Imagine this. Shall we come to God fully clothed with our worldly tuxedos? Do we come to God via our BMWs of speedy achievements or to show God our fat bank accounts? Should we enter into heaven with our huge storehouses of possessions? Will God be pleased with that?
On Judgment Day, God will only be looking for one thing: “Do we have Jesus in our heart?”
4) Resist Materialism, Resist the Doctrine of More-ism
In our culture, we are being indoctrinated with more being better. If we have a car, a bigger car is better. A bigger TV LCD screen is better. A fatter bank account is better. All of these are based on the premise that more is good and better. Even among Christians, we replace the desire for accumulating things in terms of excellence. This is a grave deception. Be careful that our acts to want to improve become acts of collecting material goods, instead of using them for the betterment of our relationships. Is more better? Then why are many rich people unhappy?

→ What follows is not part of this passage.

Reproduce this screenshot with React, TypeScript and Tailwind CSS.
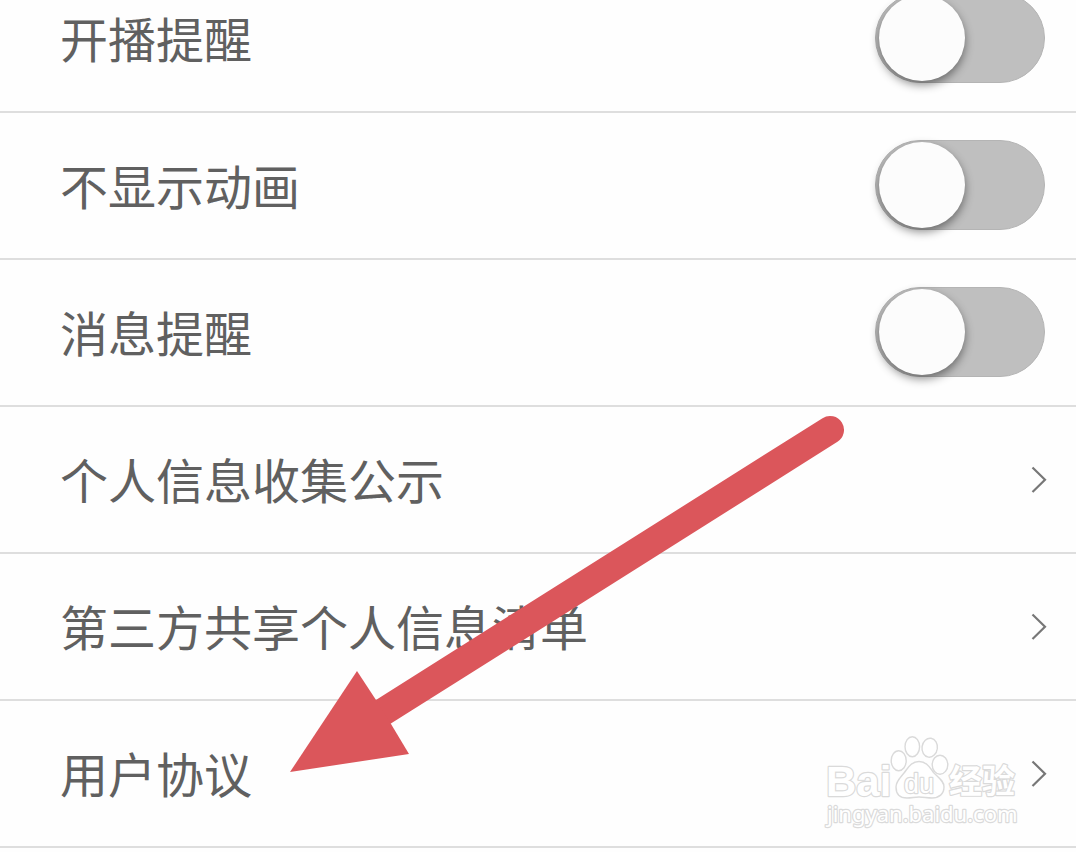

A story was told of a poor woman named Ruby who comes to Church each Christmas with a smiling disposition. When asked why she is always so happy, even though she does not have many things, she replied:
“I can see. I can hear. I can walk and I can talk. When I am all finished here, I can go straight up to heaven.” With a smile, she leaves singing praises to God.
Wow. Such an attitude is priceless. Godliness with contentment is great gain. It begins with the heart. It leads one to be contented with or without material gains. It pushes us toward becoming contented in Christ alone. It helps us to be thankful for what we have, to be trusting God in what we do not have, and to cleave to God in Christ alone. Perhaps during your moment of temptation, sing the following chorus.
“Turn Your eyes upon Jesus;
Look full in His wonderful face;
And the things of the earth will grow strangely dim;
In the light of His glory and grace.”
On that 2TB computer drive, I think I do not need it. It shall have no ‘byte’ on me. Bye drive, bye!
Thought: Are you contented? Will more things make you contented? Beware the tyranny of more 'things.' They create addiction. Seek Christ, and learn to live in contentment in Christ alone.